On the same day, March 17, a media barrage on television and radio and in the newspapers showed, showed and re-showed scenes of Tibetans beating up Han Chinese.  Most of the Hans were plainclothes police whom angry crowds had identified and surrounded.  But some of the Han victims were just ordinary citizens.  We Tibetans must face this fact.  We should acknowledge, too, that Tibetans smashed and set fire to shops owned by Han and Moslem Chinese.  We might explain these actions by saying they were irrational outbursts that sprang from many years of frustration.  But still it was wrong, and it was painful to watch.  
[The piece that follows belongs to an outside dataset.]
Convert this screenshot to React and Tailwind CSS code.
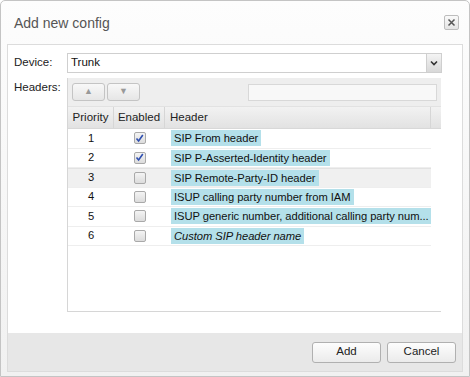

Some of what the Chinese media showed, however, was highly misleading and, I believe, probably fabricated for the purpose of showing to the rest of China.  Angry Tibetans did burn and smash Han shops, but they did not, as the media claimed, steal anything.  They sometimes removed goods from shops, put them onto the street and set them afire, but they did not take anything home.  If any looting by Tibetans had begun, I feel certain that other Tibetans would have stopped it, and indeed would have angrily chastised the offender for corrupting the spirit of the protest.  Material loot was not the point of the riots--indeed was quite far from the point.  The Chinese media's attempt to present it this way was cynical deception.  The media's reference to the Tibetans on the street "violent thugs" was a further deception, because this term, in normal Chinese use, suggests that a person is willing to kill.  But none of the filmed footage showed anyone being beaten to death, and, in the minds of the overwhelming majority of Tibetans, to do such a thing would violate the fundamental principles of living as a human being.  If a Tibetan had begun to do such a thing, others would certainly have stopped him.